B Use the ideal gas law to find the volume of $$\ce{N_2}$$ gas produced.

###### Solution:

A Because we know the mass of the reactant and the stoichiometry of the reaction, our first step is to calculate the number of moles of $$\ce{N_2}$$ gas produced:

$\rm\dfrac{5.00\;g\;NaN_3}{(22.99+3\times14.01)\;g/mol}\times\dfrac{3mol\;N_2}{2mol\;NaN_3}=0.115\;mol\; N_2 \nonumber$

The pressure given (762 mmHg) is the total pressure in the flask, which is the sum of the pressures due to the N2 gas and the water vapor present.
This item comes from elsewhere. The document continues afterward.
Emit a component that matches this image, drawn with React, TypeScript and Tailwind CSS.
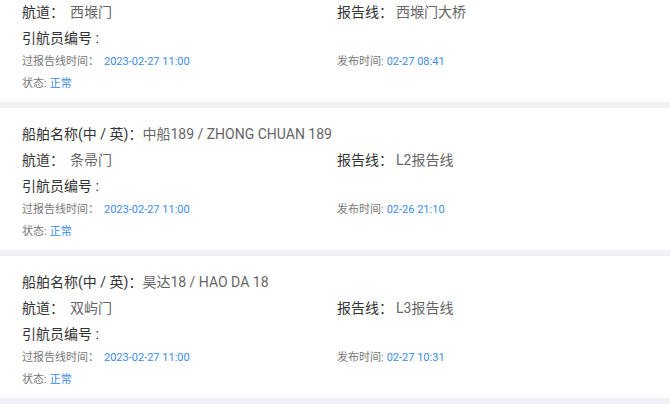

Table S3 tells us that the vapor pressure of water is 18.65 mmHg at 21°C (294 K), so the partial pressure of the $$\ce{N_2}$$ gas in the flask is only

\begin{align*} \rm(762 − 18.65)\;mmHg \times\dfrac{1\;atm}{760\;mmHg} &= 743.4\; \cancel{mmHg} \times\dfrac{1\;atm}{760\;\cancel{mmHg}} \\[4pt] &= 0.978\; atm. \end{align*} \nonumber

B Solving the ideal gas law for V and substituting the other quantities (in the appropriate units), we get

$V=\dfrac{nRT}{P}=\rm\dfrac{0.115\;mol\times0.08206\dfrac{atm\cdot L}{mol\cdot K}\times294\;K}{0.978\;atm}=2.84\;L \nonumber$

##### Exercise$$\PageIndex{3}$$

A 1.00 g sample of zinc metal is added to a solution of dilute hydrochloric acid. It dissolves to produce $$\ce{H2}$$ gas according to the equation

$\ce{ Zn(s) + 2 HCl(aq) → H2(g) + ZnCl2(aq)}. \nonumber$

The resulting H2 gas is collected in a water-filled bottle at 30°C and an atmospheric pressure of 760 mmHg. What volume does it occupy?